Ms Moss said: “October was really quiet. If sales don’t pick up between now and the end of the year, we won’t make it into 2024. We’re in a Catch-22 situation as we can’t generate sales without advertising but we need sales to be able to afford to advertise.

“It’s a very sad time for us. Whether you’re an online, brick-and-mortar or hybrid retailer, it’s tough out there at the moment. Let’s hope that inflation falling may leave people with a bit more money in their pockets.”

Earlier this month, a survey from the ONS showed that the rising cost of living has caused around two-thirds (67 percent) of adults in Great Britain to spend less on non-essentials.

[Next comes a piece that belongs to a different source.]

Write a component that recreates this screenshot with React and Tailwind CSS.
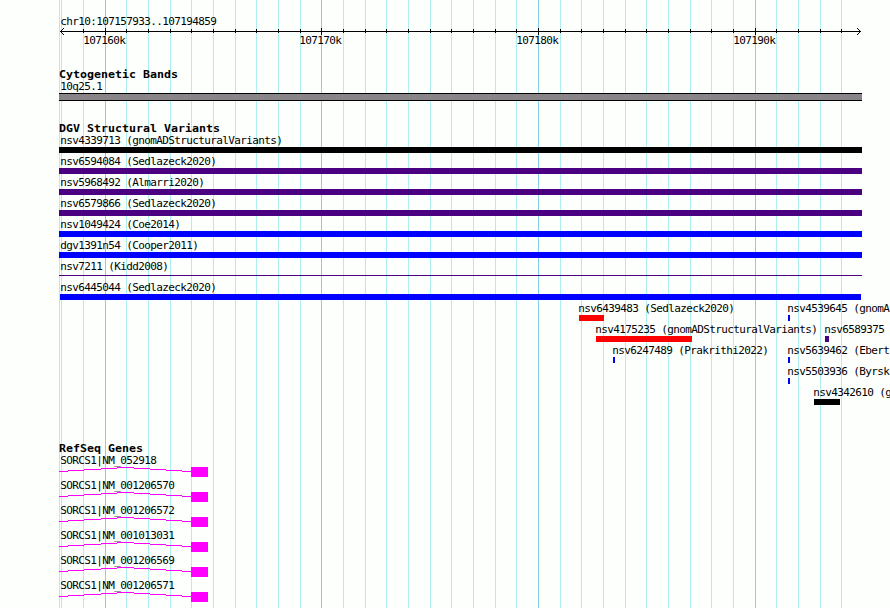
const MINOR = [
  59, 61, 83, 126, 148, 170, 191, 213, 235, 256, 278, 300, 343, 365, 386, 408, 430, 451, 473,
  495, 516, 560, 581, 603, 625, 646, 668, 690, 711, 733, 776, 798, 820, 841,
]

const MAJOR = [
  { x: 105, label: '107160k' },
  { x: 321, label: '107170k' },
  { x: 538, label: '107180k' },
  { x: 755, label: '107190k' },
]

const ROWS = [
  [{ name: 'nsv4339713 (gnomADStructuralVariants)', x: 59, w: 803, color: 'bg-black' }],
  [{ name: 'nsv6594084 (Sedlazeck2020)', x: 59, w: 803, color: 'bg-[#4b0082]' }],
  [{ name: 'nsv5968492 (Almarri2020)', x: 59, w: 803, color: 'bg-[#4b0082]' }],
  [{ name: 'nsv6579866 (Sedlazeck2020)', x: 59, w: 803, color: 'bg-[#4b0082]' }],
  [{ name: 'nsv1049424 (Coe2014)', x: 59, w: 803, color: 'bg-[#0000ff]' }],
  [{ name: 'dgv1391n54 (Cooper2011)', x: 59, w: 803, color: 'bg-[#0000ff]' }],
  [{ name: 'nsv7211 (Kidd2008)', x: 59, w: 803, color: 'bg-[#4b0082]', thin: true }],
  [{ name: 'nsv6445044 (Sedlazeck2020)', x: 60, w: 801, color: 'bg-[#0000ff]' }],
  [
    { name: 'nsv6439483 (Sedlazeck2020)', x: 579, w: 25, color: 'bg-[#ff0000]' },
    { name: 'nsv4539645 (gnomA', x: 788, w: 2, color: 'bg-[#0000ff]' },
  ],
  [
    { name: 'nsv4175235 (gnomADStructuralVariants)', x: 596, w: 96, color: 'bg-[#ff0000]' },
    { name: 'nsv6589375', x: 825, w: 4, color: 'bg-[#4b0082]' },
  ],
  [
    { name: 'nsv6247489 (Prakrithi2022)', x: 613, w: 2, color: 'bg-[#0000ff]' },
    { name: 'nsv5639462 (Ebert', x: 788, w: 2, color: 'bg-[#0000ff]' },
  ],
  [{ name: 'nsv5503936 (Byrsk', x: 788, w: 2, color: 'bg-[#0000ff]' }],
  [{ name: 'nsv4342610 (g', x: 814, w: 26, color: 'bg-black' }],
]

const GENES = ['NM_052918', 'NM_001206570', 'NM_001206572', 'NM_001013031', 'NM_001206569', 'NM_001206571']

function Gridlines() {
  return (
    <svg className="absolute inset-0" width="890" height="608" shapeRendering="crispEdges">
      {MINOR.map(x => <rect key={x} x={x} y="0" width="1" height="608" fill="#afeeee" />)}
      {MAJOR.map(m => <rect key={m.x} x={m.x} y="0" width="1" height="608" fill="#87ceeb" />)}
    </svg>
  )
}

function Ruler() {
  return (
    <svg className="block" width="890" height="8" viewBox="0 27 890 8" shapeRendering="crispEdges">
      <rect x="60" y="31" width="801" height="1" />
      {MINOR.filter(x => x > 61).map(x => <rect key={x} x={x} y="29" width="1" height="4" />)}
      {MAJOR.map(m => <rect key={m.x} x={m.x} y="28" width="1" height="7" />)}
      {[1, 2, 3].map(d => (
        <g key={d}>
          <rect x={60 + d} y={31 - d} width="1" height="1" />
          <rect x={60 + d} y={31 + d} width="1" height="1" />
          <rect x={860 - d} y={31 - d} width="1" height="1" />
          <rect x={860 - d} y={31 + d} width="1" height="1" />
        </g>
      ))}
    </svg>
  )
}

function Label({ children }) {
  return <p className="h-[13px] pl-[0.3px] text-[11px] leading-[13px] tracking-[-0.622px] whitespace-pre">{children}</p>
}

function Title({ children }) {
  return (
    <h2 className="ml-[59px] h-[13px] w-max origin-left scale-x-[1.057] text-[11px] leading-[13px] font-bold whitespace-pre">
      {children}
    </h2>
  )
}

function Variant({ name, x, w, color, thin }) {
  return (
    <div className="col-start-1 row-start-1">
      <div style={{ marginLeft: x < 100 ? 60 : x - 1 }}>
        <Label>{name}</Label>
      </div>
      <div className={`${color} ${thin ? 'mt-[2px] h-px' : 'h-[6px]'}`} style={{ marginLeft: x, width: w }} />
    </div>
  )
}

// Intron line rises to the middle and falls back, one pixel per step
function GeneModel() {
  return (
    <svg className="-mt-px block" width="208" height="12" shapeRendering="crispEdges" fill="#ff00ff">
      <rect x="59" y="5" width="9" height="1" />
      <rect x="68" y="4" width="16" height="1" />
      <rect x="84" y="3" width="17" height="1" />
      <rect x="101" y="2" width="16" height="1" />
      <rect x="117" y="1" width="17" height="1" />
      <rect x="134" y="2" width="16" height="1" />
      <rect x="150" y="3" width="16" height="1" />
      <rect x="166" y="4" width="16" height="1" />
      <rect x="182" y="5" width="9" height="1" />
      <rect x="191" y="1" width="17" height="10" />
    </svg>
  )
}

export default function App() {
  return (
    <div className="relative h-[608px] w-[890px] overflow-hidden bg-[#fcfffc] font-['DejaVu_Sans_Mono',monospace] text-black">
      <Gridlines />
      <main className="relative">
        {/* Position ruler */}
        <section className="pt-[15px]">
          <div className="ml-[60px]">
            <Label>chr10:107157933..107194859</Label>
          </div>
          <div className="-mt-px">
            <Ruler />
          </div>
          <div className="grid">
            {MAJOR.map(m => (
              <div key={m.x} className="col-start-1 row-start-1 -mt-px" style={{ marginLeft: m.x - 22 }}>
                <Label>{m.label}</Label>
              </div>
            ))}
          </div>
        </section>

        <section className="mt-[21px]">
          <Title>Cytogenetic Bands</Title>
          <div className="-mt-px ml-[60px]">
            <Label>10q25.1</Label>
          </div>
          <div className="ml-[59px] h-[8px] w-[803px] border-y border-black bg-[#888488]" />
        </section>

        <section className="mt-[21px]">
          <Title>DGV Structural Variants</Title>
          <div className="-mt-px">
            {ROWS.map(row => (
              <div key={row[0].name} className="grid h-[21px]">
                {row.map(v => <Variant key={v.name} {...v} />)}
              </div>
            ))}
          </div>
        </section>

        <section className="mt-[35px]">
          <Title>RefSeq Genes</Title>
          <div className="-mt-px">
            {GENES.map(id => (
              <div key={id} className="h-[25px]">
                <div className="ml-[60px]">
                  <Label>{`SORCS1|${id}`}</Label>
                </div>
                <GeneModel />
              </div>
            ))}
          </div>
        </section>
      </main>
    </div>
  )
}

Aled Patchett, head of retail and consumer goods at Lloyds Bank, said: “Another dip in sales suggests rising household costs remain at the forefront of consumers’ minds, despite headline inflation easing in recent months.

“The rising cost of living remains a drag on consumers’ discretionary incomes. Households continue to prioritise essential spending, particularly as falling winter temperatures push energy use up and high levels of inflation prevent material downturns in the prices of goods.

“Retailers will now be looking to strike the balance of getting staffing levels right while also being mindful that an early sales offering might not get the tills ringing as loudly as they’d like, as consumers navigate financial challenges elsewhere.”

Racheal Straughan, director of the Newcastle-upon-Tyne-based small retailer e-commerce marketplace, Mayfli, said: “October was another exceptionally challenging month for small retailers.

“Many have experienced lower sales due to factors such as reduced consumer spending and elevated raw material costs. There is a sense that the upcoming Christmas season may not bring substantial improvements, and a growing number of the businesses we work with are considering closing next year if the situation doesn’t improve.

“Overall, for many sellers, 2023 has been even more challenging than the COVID-19 years.”